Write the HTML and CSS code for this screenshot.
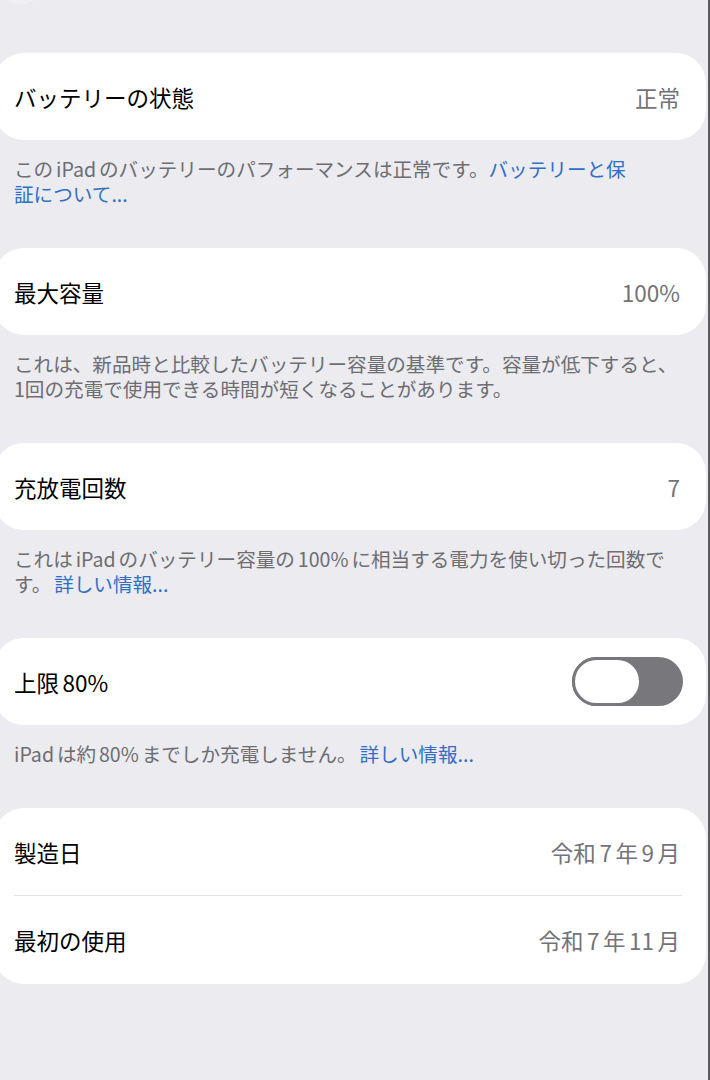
FILE: index.html
```html
<!DOCTYPE html>
<html lang="ja">
<head>
  <meta charset="UTF-8">
  <meta name="viewport" content="width=device-width, initial-scale=1.0">
  <title>バッテリーの状態</title>
  <link rel="stylesheet" href="styles.css">
</head>
<body>
  <div class="page">
    <div class="back-btn"></div>

    <section class="group">
      <div class="card">
        <div class="row">
          <span class="label">バッテリーの状態</span>
          <span class="value">正常</span>
        </div>
      </div>
      <p class="note">
        <span class="line">この iPad のバッテリーのパフォーマンスは正常です。<a href="#">バッテリーと保</a></span>
        <span class="line"><a href="#">証について...</a></span>
      </p>
    </section>

    <section class="group">
      <div class="card">
        <div class="row">
          <span class="label">最大容量</span>
          <span class="value">100%</span>
        </div>
      </div>
      <p class="note">
        <span class="line">これは、新品時と比較したバッテリー容量の基準です。容量が低下すると、</span>
        <span class="line">1回の充電で使用できる時間が短くなることがあります。</span>
      </p>
    </section>

    <section class="group">
      <div class="card">
        <div class="row">
          <span class="label">充放電回数</span>
          <span class="value">7</span>
        </div>
      </div>
      <p class="note">
        <span class="line">これは iPad のバッテリー容量の 100% に相当する電力を使い切った回数で</span>
        <span class="line">す。 <a href="#">詳しい情報...</a></span>
      </p>
    </section>

    <section class="group">
      <div class="card">
        <div class="row">
          <span class="label">上限 80%</span>
          <span class="switch"><span class="knob"></span></span>
        </div>
      </div>
      <p class="note">
        <span class="line">iPad は約 80% までしか充電しません。 <a href="#">詳しい情報...</a></span>
      </p>
    </section>

    <section class="group">
      <div class="card">
        <div class="row">
          <span class="label">製造日</span>
          <span class="value">令和 7 年 9 月</span>
        </div>
        <div class="divider"></div>
        <div class="row">
          <span class="label">最初の使用</span>
          <span class="value">令和 7 年 11 月</span>
        </div>
      </div>
    </section>
  </div>
</body>
</html>
```

FILE: styles.css
```css
body {
  font-family: "Noto Sans CJK JP", "Noto Sans", sans-serif;
  background-color: #ebebf0;
  margin: 0;
}
.page {
  position: relative;
  min-height: 100vh;
  padding-top: 53px;
  border-right: 2px solid #5c5c60;
  box-sizing: border-box;
  overflow: hidden;
}
.back-btn {
  position: absolute;
  top: -46px;
  left: -4px;
  width: 50px;
  height: 50px;
  border-radius: 50%;
  background-color: #f1f1f5;
}
.group {
  margin-bottom: 42px;
}
.card {
  background-color: #fff;
  border-radius: 30px;
  margin: 0 2px 0 -6px;
}
.row {
  display: flex;
  align-items: center;
  justify-content: space-between;
  height: 87px;
  padding: 0 26px 0 20px;
}
.card .row + .divider + .row {
  height: 88px;
}
.divider {
  height: 1px;
  background-color: #e2e2e6;
  margin: 0 24px 0 20px;
}
.label {
  font-size: 22.5px;
  font-weight: 400;
  word-spacing: -1.5px;
  color: #000;
}
.value {
  font-size: 22.5px;
  word-spacing: -1.5px;
  color: #737378;
}
.note {
  margin: 0;
  padding: 16px 6px 0 14px;
  font-size: 19.6px;
  line-height: 25px;
  word-spacing: -1.5px;
  color: #6d6d72;
}
.note .line {
  display: block;
  height: 25px;
  white-space: nowrap;
}
.note a {
  color: #2f6fc4;
  text-decoration: none;
}
.switch {
  display: flex;
  width: 111px;
  height: 49px;
  margin-right: -3px;
  border-radius: 25px;
  background-color: #77777c;
}
.knob {
  width: 70px;
  height: 49px;
  box-sizing: border-box;
  border-radius: 25px;
  border: 3px solid #77777c;
  background-color: #fff;
}
```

● ● ●

▶ STATED GOAL
Every line of text is to be repeated exactly; pictures are left out.

▶ CORRECT RESULT
Write the HTML and CSS code for this screenshot.
FILE: index.html
```html
<!DOCTYPE html>
<html lang="ja">
<head>
  <meta charset="UTF-8">
  <meta name="viewport" content="width=device-width, initial-scale=1.0">
  <title>バッテリーの状態</title>
  <link rel="stylesheet" href="styles.css">
</head>
<body>
  <div class="page">
    <div class="back-btn"></div>

    <section class="group">
      <div class="card">
        <div class="row">
          <span class="label">バッテリーの状態</span>
          <span class="value">正常</span>
        </div>
      </div>
      <p class="note">
        <span class="line">この iPad のバッテリーのパフォーマンスは正常です。<a href="#">バッテリーと保</a></span>
        <span class="line"><a href="#">証について...</a></span>
      </p>
    </section>

    <section class="group">
      <div class="card">
        <div class="row">
          <span class="label">最大容量</span>
          <span class="value">100%</span>
        </div>
      </div>
      <p class="note">
        <span class="line">これは、新品時と比較したバッテリー容量の基準です。容量が低下すると、</span>
        <span class="line">1回の充電で使用できる時間が短くなることがあります。</span>
      </p>
    </section>

    <section class="group">
      <div class="card">
        <div class="row">
          <span class="label">充放電回数</span>
          <span class="value">7</span>
        </div>
      </div>
      <p class="note">
        <span class="line">これは iPad のバッテリー容量の 100% に相当する電力を使い切った回数で</span>
        <span class="line">す。 <a href="#">詳しい情報...</a></span>
      </p>
    </section>

    <section class="group">
      <div class="card">
        <div class="row">
          <span class="label">上限 80%</span>
          <span class="switch"><span class="knob"></span></span>
        </div>
      </div>
      <p class="note">
        <span class="line">iPad は約 80% までしか充電しません。 <a href="#">詳しい情報...</a></span>
      </p>
    </section>

    <section class="group">
      <div class="card">
        <div class="row">
          <span class="label">製造日</span>
          <span class="value">令和 7 年 9 月</span>
        </div>
        <div class="divider"></div>
        <div class="row">
          <span class="label">最初の使用</span>
          <span class="value">令和 7 年 11 月</span>
        </div>
      </div>
    </section>
  </div>
</body>
</html>
```

FILE: styles.css
```css
body {
  font-family: "Noto Sans CJK JP", "Noto Sans", sans-serif;
  background-color: #ebebf0;
  margin: 0;
}
.page {
  position: relative;
  min-height: 100vh;
  padding-top: 53px;
  border-right: 2px solid #5c5c60;
  box-sizing: border-box;
  overflow: hidden;
}
.back-btn {
  position: absolute;
  top: -46px;
  left: -4px;
  width: 50px;
  height: 50px;
  border-radius: 50%;
  background-color: #f1f1f5;
}
.group {
  margin-bottom: 42px;
}
.card {
  background-color: #fff;
  border-radius: 30px;
  margin: 0 2px 0 -6px;
}
.row {
  display: flex;
  align-items: center;
  justify-content: space-between;
  height: 87px;
  padding: 0 26px 0 20px;
}
.card .row + .divider + .row {
  height: 88px;
}
.divider {
  height: 1px;
  background-color: #e2e2e6;
  margin: 0 24px 0 20px;
}
.label {
  font-size: 22.5px;
  font-weight: 400;
  word-spacing: -1.5px;
  color: #000;
}
.value {
  font-size: 22.5px;
  word-spacing: -1.5px;
  color: #737378;
}
.note {
  margin: 0;
  padding: 16px 6px 0 14px;
  font-size: 19.6px;
  line-height: 25px;
  word-spacing: -1.5px;
  color: #6d6d72;
}
.note .line {
  display: block;
  height: 25px;
  white-space: nowrap;
}
.note a {
  color: #2f6fc4;
  text-decoration: none;
}
.switch {
  display: flex;
  width: 111px;
  height: 49px;
  margin-right: -3px;
  border-radius: 25px;
  background-color: #77777c;
}
.knob {
  width: 70px;
  height: 49px;
  box-sizing: border-box;
  border-radius: 25px;
  border: 3px solid #77777c;
  background-color: #fff;
}
```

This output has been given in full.